Herb Roasted Turkey with Citrus Glaze
(Servings: 22)

 

  • 1 15-Pound WHOLE TURKEY fresh or thawed
  • 3 Large lemons
  • 2 Large limes
  • 1-1/2 Teaspoon salt, divided
  • 1/2 Teaspoon black pepper coarsely ground
  • 1/4 Cup (2 fl oz / ½ dl / 65 ml) dry white wine
  • 1/4 Cup (½ dl) packed brown sugar
  • Pan Gravy
  • 1 Bunch, each fresh sage, marjoram, and thyme, divided

Remove giblets and neck from turkey; reserve for gravy. Rinse turkey with cold running water and drain well. Blot dry with paper towels. Peel skin from lemons and limes to make rose garnishes. Reserve in refrigerator. Squeeze enough juice from the lemons and limes to equal 2 tablespoons each. Cut the remaining lemons and limes in half and place in the turkey cavity. Sprinkle salt in the cavity. In a small bowl, mix the wine, brown sugar, and citrus juices; reserve for glaze. Gently loosen skin from the turkey breast without totally detaching the skin and carefully place 1 tablespoon each fresh sage and marjoram under the skin. Replace the skin. Fold neck skin and fasten to the back with 1 or 2 skewers. Fold the wings under the back of the turkey. Return legs to tucked position. Place turkey, breast side up, on a rack in a large shallow (about 2-1/2 inches (12 cm) deep) roasting pan. Rub turkey with salt, pepper, and 2 to 3 tablespoons of salad oil. Insert oven-safe meat thermometer into the thickest part of the thigh, being careful that the pointed end of the thermometer does not touch the bone.


Roast the turkey in a preheated oven at 325 degree F. about 3-3/4 hours. During the last hour of roasting time, baste with the pan drippings. During the last 30 minutes, baste with the citrus glaze. Loosely cover with lightweight foil to prevent excessive browning. Continue to roast until the thermometer registers 180 degrees F. in the thigh, or 170 degrees F. in the breast. Remove turkey from the oven and allow it to rest for 15-20 minutes before carving. Place on a warm large platter and garnish the platter with the remaining fresh herbs and lemon and lime roses. Prepare lemon and lime roses as follows: with a small sharp knife or vegetable peeler, cut a continuous thin 1-inch strip of peel. Avoid cutting into the white pith. Roll tightly, skin inside out, and secure with toothpicks. Reserve in a bowl filled with ice water until time for service. Provides 22 servings at 6 ounces per portion.

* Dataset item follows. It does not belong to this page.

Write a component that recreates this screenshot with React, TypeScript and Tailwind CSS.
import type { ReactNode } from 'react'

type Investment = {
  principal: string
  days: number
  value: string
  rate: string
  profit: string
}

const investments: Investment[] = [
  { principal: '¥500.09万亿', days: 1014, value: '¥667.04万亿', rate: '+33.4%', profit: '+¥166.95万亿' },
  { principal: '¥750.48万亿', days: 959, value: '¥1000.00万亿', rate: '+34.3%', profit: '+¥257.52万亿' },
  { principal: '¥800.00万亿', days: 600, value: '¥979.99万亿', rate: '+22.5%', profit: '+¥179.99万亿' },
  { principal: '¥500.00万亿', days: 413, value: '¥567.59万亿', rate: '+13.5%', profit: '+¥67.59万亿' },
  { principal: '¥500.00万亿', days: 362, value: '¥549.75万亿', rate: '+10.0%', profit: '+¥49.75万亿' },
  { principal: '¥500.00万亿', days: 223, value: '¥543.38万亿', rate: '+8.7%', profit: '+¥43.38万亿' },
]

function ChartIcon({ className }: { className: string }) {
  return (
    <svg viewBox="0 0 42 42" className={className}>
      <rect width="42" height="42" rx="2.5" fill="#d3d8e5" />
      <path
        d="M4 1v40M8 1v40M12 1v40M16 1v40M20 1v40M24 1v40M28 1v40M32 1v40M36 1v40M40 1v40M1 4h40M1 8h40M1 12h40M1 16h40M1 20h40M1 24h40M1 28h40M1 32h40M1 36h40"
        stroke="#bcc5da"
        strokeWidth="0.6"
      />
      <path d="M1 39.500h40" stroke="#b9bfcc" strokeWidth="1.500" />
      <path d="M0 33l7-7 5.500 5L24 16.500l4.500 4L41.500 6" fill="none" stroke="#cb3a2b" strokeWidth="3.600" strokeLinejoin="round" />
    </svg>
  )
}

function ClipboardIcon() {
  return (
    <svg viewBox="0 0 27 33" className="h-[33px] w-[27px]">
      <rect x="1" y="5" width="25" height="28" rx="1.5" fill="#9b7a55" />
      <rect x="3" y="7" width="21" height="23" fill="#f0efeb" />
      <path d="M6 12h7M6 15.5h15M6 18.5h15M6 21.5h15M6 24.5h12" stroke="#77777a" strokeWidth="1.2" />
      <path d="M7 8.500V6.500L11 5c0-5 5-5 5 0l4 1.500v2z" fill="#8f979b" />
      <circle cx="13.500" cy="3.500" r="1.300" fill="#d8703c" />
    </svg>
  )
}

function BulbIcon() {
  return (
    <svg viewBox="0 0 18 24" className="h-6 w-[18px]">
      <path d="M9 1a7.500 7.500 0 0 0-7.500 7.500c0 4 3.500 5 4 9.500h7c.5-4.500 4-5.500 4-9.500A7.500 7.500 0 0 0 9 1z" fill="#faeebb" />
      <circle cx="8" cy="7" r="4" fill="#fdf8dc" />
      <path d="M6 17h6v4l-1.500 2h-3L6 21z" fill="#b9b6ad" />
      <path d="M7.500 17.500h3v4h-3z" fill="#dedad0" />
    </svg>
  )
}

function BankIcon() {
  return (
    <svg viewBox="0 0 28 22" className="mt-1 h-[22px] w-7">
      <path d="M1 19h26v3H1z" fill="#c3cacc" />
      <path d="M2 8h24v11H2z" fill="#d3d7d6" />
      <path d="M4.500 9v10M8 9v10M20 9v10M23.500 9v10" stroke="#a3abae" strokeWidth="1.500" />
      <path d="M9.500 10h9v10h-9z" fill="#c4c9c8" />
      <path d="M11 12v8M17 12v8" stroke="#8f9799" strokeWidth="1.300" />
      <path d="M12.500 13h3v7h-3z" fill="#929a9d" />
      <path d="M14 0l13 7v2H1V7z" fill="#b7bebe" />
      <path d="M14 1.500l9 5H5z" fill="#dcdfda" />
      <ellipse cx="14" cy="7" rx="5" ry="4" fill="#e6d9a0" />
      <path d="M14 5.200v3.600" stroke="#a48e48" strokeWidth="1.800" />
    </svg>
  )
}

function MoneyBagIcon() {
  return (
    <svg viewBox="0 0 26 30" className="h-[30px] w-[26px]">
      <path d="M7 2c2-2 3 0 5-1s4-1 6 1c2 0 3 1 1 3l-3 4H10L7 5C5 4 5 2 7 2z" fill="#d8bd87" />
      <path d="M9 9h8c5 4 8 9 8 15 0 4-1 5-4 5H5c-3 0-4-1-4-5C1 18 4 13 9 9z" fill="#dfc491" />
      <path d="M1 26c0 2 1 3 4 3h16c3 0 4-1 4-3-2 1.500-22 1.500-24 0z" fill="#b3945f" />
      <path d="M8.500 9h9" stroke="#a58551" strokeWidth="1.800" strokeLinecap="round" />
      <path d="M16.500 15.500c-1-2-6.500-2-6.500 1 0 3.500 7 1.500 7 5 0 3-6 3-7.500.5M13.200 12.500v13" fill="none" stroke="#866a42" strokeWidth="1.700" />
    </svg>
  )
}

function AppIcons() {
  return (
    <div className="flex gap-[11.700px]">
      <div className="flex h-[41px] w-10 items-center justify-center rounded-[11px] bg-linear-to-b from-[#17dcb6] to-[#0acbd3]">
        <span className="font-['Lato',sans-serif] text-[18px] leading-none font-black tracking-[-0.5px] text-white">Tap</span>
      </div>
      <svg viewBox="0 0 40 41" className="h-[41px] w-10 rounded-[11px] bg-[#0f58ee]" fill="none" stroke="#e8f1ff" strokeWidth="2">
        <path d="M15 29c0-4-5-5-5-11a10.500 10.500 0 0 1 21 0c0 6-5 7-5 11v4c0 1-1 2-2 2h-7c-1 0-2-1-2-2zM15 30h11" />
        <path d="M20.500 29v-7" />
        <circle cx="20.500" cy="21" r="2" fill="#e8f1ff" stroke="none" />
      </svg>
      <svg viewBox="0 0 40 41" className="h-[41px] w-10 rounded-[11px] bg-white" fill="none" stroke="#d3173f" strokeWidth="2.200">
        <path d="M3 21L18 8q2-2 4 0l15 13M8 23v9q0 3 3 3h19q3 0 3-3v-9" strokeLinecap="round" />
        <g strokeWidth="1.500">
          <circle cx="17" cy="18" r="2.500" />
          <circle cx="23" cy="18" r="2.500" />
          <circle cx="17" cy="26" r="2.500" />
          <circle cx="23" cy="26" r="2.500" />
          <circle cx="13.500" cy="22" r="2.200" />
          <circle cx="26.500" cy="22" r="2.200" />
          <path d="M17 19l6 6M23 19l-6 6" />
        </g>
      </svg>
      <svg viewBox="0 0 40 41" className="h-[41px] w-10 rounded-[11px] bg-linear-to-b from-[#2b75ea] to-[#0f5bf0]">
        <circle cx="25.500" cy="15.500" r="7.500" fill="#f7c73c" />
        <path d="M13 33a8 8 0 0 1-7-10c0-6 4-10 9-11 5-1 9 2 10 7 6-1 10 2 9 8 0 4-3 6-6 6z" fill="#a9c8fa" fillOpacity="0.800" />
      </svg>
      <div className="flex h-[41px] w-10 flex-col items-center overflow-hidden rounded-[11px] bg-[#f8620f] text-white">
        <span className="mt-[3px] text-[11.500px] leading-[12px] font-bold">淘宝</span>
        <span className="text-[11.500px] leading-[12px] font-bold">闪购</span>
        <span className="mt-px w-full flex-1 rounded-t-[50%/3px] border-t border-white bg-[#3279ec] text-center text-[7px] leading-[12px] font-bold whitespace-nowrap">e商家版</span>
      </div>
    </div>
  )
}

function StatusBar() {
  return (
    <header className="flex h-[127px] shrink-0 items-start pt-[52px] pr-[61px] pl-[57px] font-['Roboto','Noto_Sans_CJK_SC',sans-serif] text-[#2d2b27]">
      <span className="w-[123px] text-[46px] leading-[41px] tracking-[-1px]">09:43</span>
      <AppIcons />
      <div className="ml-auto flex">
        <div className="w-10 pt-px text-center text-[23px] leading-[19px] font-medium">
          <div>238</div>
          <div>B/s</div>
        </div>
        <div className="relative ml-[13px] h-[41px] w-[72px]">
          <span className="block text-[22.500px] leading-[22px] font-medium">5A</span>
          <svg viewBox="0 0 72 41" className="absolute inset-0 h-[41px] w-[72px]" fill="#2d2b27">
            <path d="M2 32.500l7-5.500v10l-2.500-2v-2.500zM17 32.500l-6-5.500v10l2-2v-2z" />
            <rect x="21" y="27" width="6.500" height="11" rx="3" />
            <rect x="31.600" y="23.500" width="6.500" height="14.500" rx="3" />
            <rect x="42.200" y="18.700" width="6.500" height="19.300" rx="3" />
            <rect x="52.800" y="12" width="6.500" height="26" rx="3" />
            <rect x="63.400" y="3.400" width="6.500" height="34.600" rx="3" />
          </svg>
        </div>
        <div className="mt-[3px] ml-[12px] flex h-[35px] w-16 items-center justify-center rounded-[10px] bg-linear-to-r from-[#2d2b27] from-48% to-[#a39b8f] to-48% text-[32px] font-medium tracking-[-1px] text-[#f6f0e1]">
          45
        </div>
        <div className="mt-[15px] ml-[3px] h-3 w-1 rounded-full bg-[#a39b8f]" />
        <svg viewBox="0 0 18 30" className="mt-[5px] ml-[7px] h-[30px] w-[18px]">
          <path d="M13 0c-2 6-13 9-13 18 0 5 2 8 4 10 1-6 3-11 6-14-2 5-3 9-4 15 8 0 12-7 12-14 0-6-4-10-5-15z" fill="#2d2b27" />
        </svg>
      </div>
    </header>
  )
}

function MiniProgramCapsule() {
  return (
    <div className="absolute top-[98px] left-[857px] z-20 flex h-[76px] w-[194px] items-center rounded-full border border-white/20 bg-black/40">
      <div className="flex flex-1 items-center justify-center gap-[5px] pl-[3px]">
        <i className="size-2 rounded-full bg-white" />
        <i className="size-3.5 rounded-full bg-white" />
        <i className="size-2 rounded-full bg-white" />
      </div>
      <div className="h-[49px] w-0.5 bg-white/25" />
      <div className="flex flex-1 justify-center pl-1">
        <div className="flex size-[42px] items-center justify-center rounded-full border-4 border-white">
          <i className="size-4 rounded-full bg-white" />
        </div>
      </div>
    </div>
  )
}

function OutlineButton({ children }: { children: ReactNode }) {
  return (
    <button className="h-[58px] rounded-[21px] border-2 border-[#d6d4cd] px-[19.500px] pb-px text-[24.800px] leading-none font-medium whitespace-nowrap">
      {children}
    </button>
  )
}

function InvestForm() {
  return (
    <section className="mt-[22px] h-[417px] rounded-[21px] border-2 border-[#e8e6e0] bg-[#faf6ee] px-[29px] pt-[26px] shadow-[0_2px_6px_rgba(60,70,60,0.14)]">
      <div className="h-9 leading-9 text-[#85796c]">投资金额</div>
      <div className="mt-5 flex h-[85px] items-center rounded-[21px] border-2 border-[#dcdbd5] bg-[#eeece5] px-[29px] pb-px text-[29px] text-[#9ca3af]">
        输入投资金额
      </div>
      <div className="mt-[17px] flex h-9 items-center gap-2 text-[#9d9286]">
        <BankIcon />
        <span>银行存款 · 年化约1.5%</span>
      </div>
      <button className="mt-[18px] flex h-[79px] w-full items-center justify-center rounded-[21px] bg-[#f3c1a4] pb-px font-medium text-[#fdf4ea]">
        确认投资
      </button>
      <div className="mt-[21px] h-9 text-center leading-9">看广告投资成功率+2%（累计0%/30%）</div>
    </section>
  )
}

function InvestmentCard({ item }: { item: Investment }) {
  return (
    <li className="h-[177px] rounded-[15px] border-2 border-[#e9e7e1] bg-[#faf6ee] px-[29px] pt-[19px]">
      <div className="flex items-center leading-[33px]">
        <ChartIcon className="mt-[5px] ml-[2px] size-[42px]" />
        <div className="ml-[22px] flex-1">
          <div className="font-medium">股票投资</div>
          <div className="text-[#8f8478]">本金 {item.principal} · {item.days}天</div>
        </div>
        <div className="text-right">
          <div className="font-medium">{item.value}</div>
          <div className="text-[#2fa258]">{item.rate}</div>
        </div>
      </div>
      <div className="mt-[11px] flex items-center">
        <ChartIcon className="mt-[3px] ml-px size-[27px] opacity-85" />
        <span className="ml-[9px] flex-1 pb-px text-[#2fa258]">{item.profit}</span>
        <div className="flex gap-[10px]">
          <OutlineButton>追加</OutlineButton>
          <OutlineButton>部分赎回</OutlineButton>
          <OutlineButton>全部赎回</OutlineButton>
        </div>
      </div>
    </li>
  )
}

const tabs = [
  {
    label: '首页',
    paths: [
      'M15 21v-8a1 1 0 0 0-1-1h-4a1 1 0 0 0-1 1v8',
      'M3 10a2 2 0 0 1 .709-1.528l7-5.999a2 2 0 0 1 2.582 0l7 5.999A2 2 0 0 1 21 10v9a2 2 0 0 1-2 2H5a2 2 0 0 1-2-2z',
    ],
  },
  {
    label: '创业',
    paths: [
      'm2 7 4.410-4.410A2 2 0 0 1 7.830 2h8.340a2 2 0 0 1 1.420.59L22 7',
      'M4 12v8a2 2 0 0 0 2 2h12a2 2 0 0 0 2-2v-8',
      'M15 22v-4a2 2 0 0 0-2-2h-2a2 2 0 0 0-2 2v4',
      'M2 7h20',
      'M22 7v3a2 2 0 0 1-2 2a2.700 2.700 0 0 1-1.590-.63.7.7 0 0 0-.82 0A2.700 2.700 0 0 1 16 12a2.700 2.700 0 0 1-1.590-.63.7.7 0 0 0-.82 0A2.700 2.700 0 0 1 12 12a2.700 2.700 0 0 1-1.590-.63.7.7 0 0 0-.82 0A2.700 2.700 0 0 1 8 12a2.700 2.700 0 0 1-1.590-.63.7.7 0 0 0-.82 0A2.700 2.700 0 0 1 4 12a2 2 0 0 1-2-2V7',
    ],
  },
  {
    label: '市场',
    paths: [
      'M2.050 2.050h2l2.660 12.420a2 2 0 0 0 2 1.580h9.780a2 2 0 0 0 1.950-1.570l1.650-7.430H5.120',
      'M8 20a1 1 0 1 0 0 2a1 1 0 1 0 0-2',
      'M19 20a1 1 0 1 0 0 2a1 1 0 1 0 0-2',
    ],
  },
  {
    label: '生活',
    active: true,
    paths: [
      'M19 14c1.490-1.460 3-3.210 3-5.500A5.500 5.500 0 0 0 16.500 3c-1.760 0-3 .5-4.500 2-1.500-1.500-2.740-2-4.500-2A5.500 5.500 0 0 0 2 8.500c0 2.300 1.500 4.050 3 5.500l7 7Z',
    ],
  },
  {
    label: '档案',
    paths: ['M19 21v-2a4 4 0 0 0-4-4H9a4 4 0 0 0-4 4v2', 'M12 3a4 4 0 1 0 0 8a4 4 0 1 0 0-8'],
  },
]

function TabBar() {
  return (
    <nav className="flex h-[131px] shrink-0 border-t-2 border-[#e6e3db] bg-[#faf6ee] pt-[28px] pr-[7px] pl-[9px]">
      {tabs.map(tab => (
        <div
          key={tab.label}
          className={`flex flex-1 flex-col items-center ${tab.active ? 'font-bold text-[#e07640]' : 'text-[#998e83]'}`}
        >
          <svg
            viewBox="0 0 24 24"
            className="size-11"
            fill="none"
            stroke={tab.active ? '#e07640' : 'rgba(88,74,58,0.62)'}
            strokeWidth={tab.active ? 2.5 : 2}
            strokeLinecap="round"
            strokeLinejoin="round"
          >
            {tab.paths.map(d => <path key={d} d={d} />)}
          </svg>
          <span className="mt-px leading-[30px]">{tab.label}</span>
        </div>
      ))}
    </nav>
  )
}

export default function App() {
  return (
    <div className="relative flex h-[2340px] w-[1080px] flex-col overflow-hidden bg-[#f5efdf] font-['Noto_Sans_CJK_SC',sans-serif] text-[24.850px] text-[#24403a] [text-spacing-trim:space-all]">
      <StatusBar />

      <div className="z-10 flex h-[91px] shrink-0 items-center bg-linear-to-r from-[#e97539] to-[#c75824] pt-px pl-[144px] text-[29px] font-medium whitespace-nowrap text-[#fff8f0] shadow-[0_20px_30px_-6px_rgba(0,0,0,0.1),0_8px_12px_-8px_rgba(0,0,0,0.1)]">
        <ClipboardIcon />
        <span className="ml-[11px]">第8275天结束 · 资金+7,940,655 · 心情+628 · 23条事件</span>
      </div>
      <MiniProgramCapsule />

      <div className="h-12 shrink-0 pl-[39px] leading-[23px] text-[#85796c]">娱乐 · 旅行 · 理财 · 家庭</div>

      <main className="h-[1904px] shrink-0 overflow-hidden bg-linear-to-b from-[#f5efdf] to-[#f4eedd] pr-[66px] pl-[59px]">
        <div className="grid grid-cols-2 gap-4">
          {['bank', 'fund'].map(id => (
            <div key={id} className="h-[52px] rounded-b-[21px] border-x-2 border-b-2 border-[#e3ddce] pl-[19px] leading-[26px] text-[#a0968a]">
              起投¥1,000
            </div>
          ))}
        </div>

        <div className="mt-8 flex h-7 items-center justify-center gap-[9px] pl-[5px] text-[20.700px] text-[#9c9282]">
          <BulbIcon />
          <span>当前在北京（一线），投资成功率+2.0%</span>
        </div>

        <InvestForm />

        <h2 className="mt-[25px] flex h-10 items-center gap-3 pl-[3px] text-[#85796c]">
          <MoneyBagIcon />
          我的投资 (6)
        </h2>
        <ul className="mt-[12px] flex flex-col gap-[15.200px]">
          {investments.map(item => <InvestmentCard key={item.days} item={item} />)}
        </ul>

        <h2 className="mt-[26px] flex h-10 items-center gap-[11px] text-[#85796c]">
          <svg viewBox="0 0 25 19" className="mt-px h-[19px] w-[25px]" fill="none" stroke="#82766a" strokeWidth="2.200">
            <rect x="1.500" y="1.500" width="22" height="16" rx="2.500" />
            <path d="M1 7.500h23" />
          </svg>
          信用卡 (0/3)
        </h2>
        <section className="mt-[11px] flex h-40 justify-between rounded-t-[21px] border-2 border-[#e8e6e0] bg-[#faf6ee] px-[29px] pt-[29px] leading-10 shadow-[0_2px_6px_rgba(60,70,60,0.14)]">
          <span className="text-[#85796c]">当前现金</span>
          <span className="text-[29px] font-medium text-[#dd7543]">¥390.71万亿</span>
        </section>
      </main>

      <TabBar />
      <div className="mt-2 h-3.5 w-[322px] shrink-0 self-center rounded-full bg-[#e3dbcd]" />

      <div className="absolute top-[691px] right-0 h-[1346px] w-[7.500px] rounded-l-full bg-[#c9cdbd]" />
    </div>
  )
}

Note: Alcohol-free wine may be substituted for the dry white wine.

 

Chicken Sauteed in White Wine

This recipe uses any of your favorite cuts of West Wind Farms' Organic, Pasture Chicken. You'll need 2.5 to 3 pounds of chicken pieces to serve 4 people.

Brown the chicken pieces on all sides in hot butter or lard. Season with salt and pepper to taste and cover the pan, continuing to cook over moderate heat for another 10 minutes (less for wings or breasts), turning once. Stir in one tablespoon minced shallots or onions, 2/3 cup chicken broth, 1/2 cup dry white wine or vermouth, and 1/2 teaspoon dried tarragon or Provencal herbs. Cover the pan and cook at a slow simmer 5 to 6 minutes more, turn, and baste the chicken pieces with pan juices, then continue cooking until tender - about 25 minutes in all. Remove the chicken to a hot platter. Spoon off fat and boil down cooking liquid to reduce by half. Turn off heat, swirl in butter and pour the sauce over the chicken.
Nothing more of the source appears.